Anchored and Adrift: Why We Buy What We Don’t Really Want
How a hidden bias hijacks everyday decisions — and what smart marketers can do about it.
“If you don’t set the anchor, your competitor will.”
Have you ever walked into a store planning to spend $50 — and left thinking you got a deal by spending $200? You didn’t change your budget. You got anchored.
Anchoring bias is one of consumer psychology's most powerful — and invisible — forces. It doesn’t just nudge our decisions; it frames them. From how much we’re willing to pay for a new phone to which gym membership we choose, our brains constantly look for reference points. And marketers, intentionally or not, are happy to provide them.
But here’s the twist: when marketers anchor pricing before they anchor positioning, customers often buy things they don’t want — or don’t understand — and ultimately blame the brand.
Marketers must learn to set the proper anchors in order to build loyalty.
What Is Anchoring Bias?
Anchoring bias is the tendency to rely too heavily on the first piece of information we encounter — the “anchor” — when making decisions.
Psychologists Amos Tversky and Daniel Kahneman famously demonstrated this. In one study, participants spun a wheel of fortune that landed on a number. Then they guessed what percentage of African countries are in the UN. Despite rigging the wheel, their answers were heavily influenced by the number they just saw.
Even irrelevant information can warp our judgment. In marketing, the anchor is often a price, a label, or a “limited-time” offer—and it shapes what follows.
Anchoring in the Wild: How Consumers Get Hooked
Let’s explore how this plays out in everyday life:
🛍️ Retail Pricing: “Was $499, Now $299”
That $299 price might’ve been the plan, but the $499 “anchor” creates perceived value. It turns a purchase into a deal, even without a real discount.
Luxury brands flip the script: Anchoring higher creates exclusivity. A $299 handbag feels affordable next to a $2,000 model—even if both are manufactured similarly.
🍷 Menu Design: The $200 Steak That’s Not Meant to Sell
Restaurants use expensive “decoy” items to make other options look more reasonable. That $200 steak isn’t expected to move — it’s there to reframe the $85 ribeye as a smart, moderate choice.
Anchors shape perception, not just price. The “value” option now feels like a win.
🚗 Real Estate & Car Sales: First Seen, Forever Compared
The first house or car a buyer sees becomes the baseline. Every home or vehicle after is unconsciously compared to that one — regardless of whether it was a good fit.
Smart sellers know this. They control what you see first to shape your expectations.

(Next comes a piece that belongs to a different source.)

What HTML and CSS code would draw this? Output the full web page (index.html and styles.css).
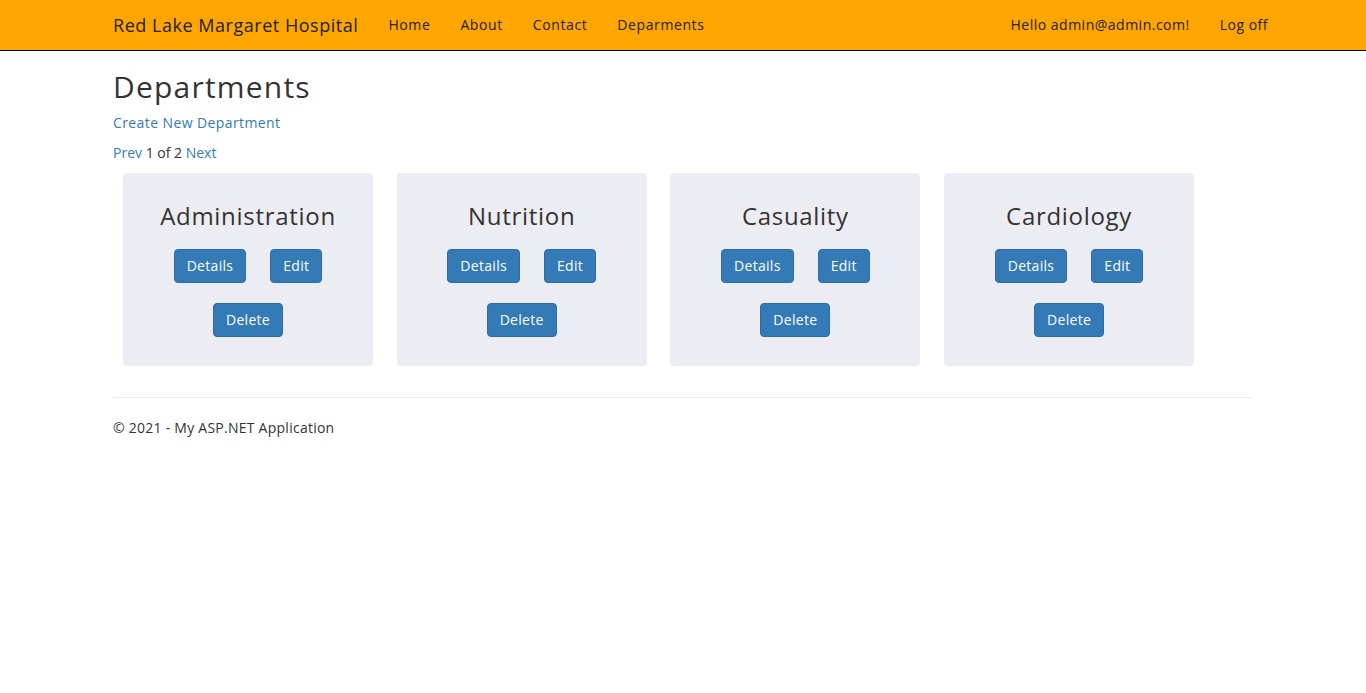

📦 Subscription Pricing: The “Best Value” Bundle
You’ve seen this before:
Basic: $9/month
Pro: $19/month
Ultimate: $49/month
That $49 plan isn’t there to sell — it’s the anchor. It makes $19 feel like the sweet spot. Add a “Best Value” badge, and customers feel smart for choosing it.

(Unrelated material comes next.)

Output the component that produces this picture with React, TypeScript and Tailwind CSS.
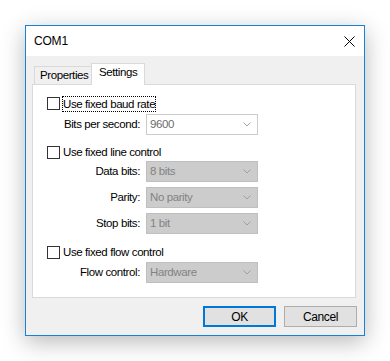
import React from 'react';

const Chevron = ({ color }: { color: string }) => (
  <svg width="8" height="5" viewBox="0 0 8 5" className="shrink-0">
    <polyline points="0.5,0.5 4,4 7.5,0.5" fill="none" stroke={color} strokeWidth="1" />
  </svg>
);

function Combo({ value, enabled = false }: { value: string; enabled?: boolean }) {
  return (
    <div
      className={
        enabled
          ? 'w-[112px] h-[21px] flex items-center justify-between pl-[3px] pr-[6px] bg-white border border-[#cccccc] text-[#6d6d6d]'
          : 'w-[112px] h-[21px] flex items-center justify-between pl-[3px] pr-[6px] bg-[#cccccc] border border-[#bfbfbf] text-[#838383]'
      }
    >
      <span>{value}</span>
      <Chevron color={enabled ? '#a6a6a6' : '#a0a0a0'} />
    </div>
  );
}

function Field({ label, value, enabled, className = '' }: { label: string; value: string; enabled?: boolean; className?: string }) {
  return (
    <div className={`flex items-center ${className}`}>
      <div className="w-[107px] text-right text-black">{label}</div>
      <div className="ml-[6px]">
        <Combo value={value} enabled={enabled} />
      </div>
    </div>
  );
}

function Check({ label, focused = false, className = '' }: { label: string; focused?: boolean; className?: string }) {
  return (
    <div className={`flex items-center h-[13px] pl-[14px] ${className}`}>
      <div className="w-[13px] h-[13px] border border-[#333333] bg-white shrink-0" />
      {focused ? (
        <span className="ml-[2px] h-[16px] flex items-center border border-dotted border-black text-black leading-[14px]">
          {label}
        </span>
      ) : (
        <span className="ml-[3px] text-black">{label}</span>
      )}
    </div>
  );
}

export default function App() {
  return (
    <div className="w-[390px] h-[361px] bg-white pt-[25px] pl-[25px] font-['Liberation_Sans',Arial,sans-serif] text-[11.5px] tracking-[-0.4px]">
      <div className="w-[340px] h-[311px] border border-[#1a82d6] bg-[#f0f0f0] flex flex-col shadow-[0_6px_22px_rgba(0,0,0,0.28)]">
        {/* title bar */}
        <div className="h-[30px] bg-white flex items-center justify-between pl-[8px] pr-[9px]">
          <span className="text-black text-[12px] tracking-[-0.2px]">COM1</span>
          <svg width="11" height="11" viewBox="0 0 11 11">
            <path d="M0.5 0.5 L10.5 10.5 M10.5 0.5 L0.5 10.5" stroke="#000" strokeWidth="1" />
          </svg>
        </div>

        {/* body */}
        <div className="flex flex-col pt-[7px] pl-[6px] pr-[8px]">
          <div className="flex items-end h-[21px] pl-[2px]">
            <div className="w-[57px] h-[18px] border-l border-t border-[#d9d9d9] bg-[#f0f0f0] pl-[5px] flex items-center text-black">
              Properties
            </div>
            <div className="relative z-10 w-[54px] h-[22px] -mb-px border-l border-t border-r border-[#d9d9d9] bg-white pl-[7px] pb-[3px] flex items-center text-black">
              Settings
            </div>
          </div>

          <div className="h-[214px] border border-[#d9d9d9] bg-white pt-[12px] flex flex-col">
            <Check label="Use fixed baud rate" focused />
            <Field label="Bits per second:" value="9600" enabled className="mt-[4px]" />
            <Check label="Use fixed line control" className="mt-[11px]" />
            <Field label="Data bits:" value="8 bits" className="mt-[2px]" />
            <Field label="Parity:" value="No parity" className="mt-[5px]" />
            <Field label="Stop bits:" value="1 bit" className="mt-[5px]" />
            <Check label="Use fixed flow control" className="mt-[12px]" />
            <Field label="Flow control:" value="Hardware" className="mt-[3px]" />
          </div>

          <div className="flex justify-end gap-[8px] mt-[8px] mr-[-1px]">
            <button className="w-[73px] h-[21px] border-2 border-[#0078d7] bg-[#e1e1e1] text-black text-[12px] flex items-center justify-center">
              OK
            </button>
            <button className="w-[73px] h-[21px] border border-[#adadad] bg-[#e1e1e1] text-black text-[12px] flex items-center justify-center">
              Cancel
            </button>
          </div>
        </div>
      </div>
    </div>
  );
}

When Positioning Fails, Anchoring Fails Harder
“Misplaced anchors lead to misplaced expectations.”
Here’s the trap: marketers jump to price without establishing what the product is.
A customer sees a $500 gadget and thinks, “That’s expensive.” But expensive compared to what? If they don’t understand the product category — is it premium? Advanced? Niche? — then any price can seem arbitrary or unfair.
Customers walk away not because the price was wrong, but because the positioning was unclear. That’s when brands lose sales or disappoint customers who expected something different.
What Smart Marketers Should Do
Anchoring bias is real. But it’s not about trickery — it’s about clarity. Here's how to use it well:
1. Lead with Positioning
Don’t discuss price before you’ve framed value. Is your product a premium solution or an entry-level option? Make that clear first.
2. Control the Comparison Set
Don’t let customers guess. Use strategic product displays, decoys, and bundles to frame their evaluation.
3. Use Decoys and Tiers
Add higher-end offerings that reframe your target as a wise middle-ground choice.
4. Test Your Anchors
Use A/B tests to understand which numbers, product orders, and layouts shape perception best. Anchoring works beforelogic kicks in — so follow the data.
Final Thought: Anchor with Intention
Anchoring bias isn’t going away. It’s part of how people think. The question is whether marketers use it accidentally — or strategically.
The best marketers don’t just close deals. They build clarity, trust, and alignment between what’s promised and what’s delivered. And it all starts with the right anchor.
If you don’t set it, someone else will or you might think you can read their minds. Or that could be a story you are telling yourself.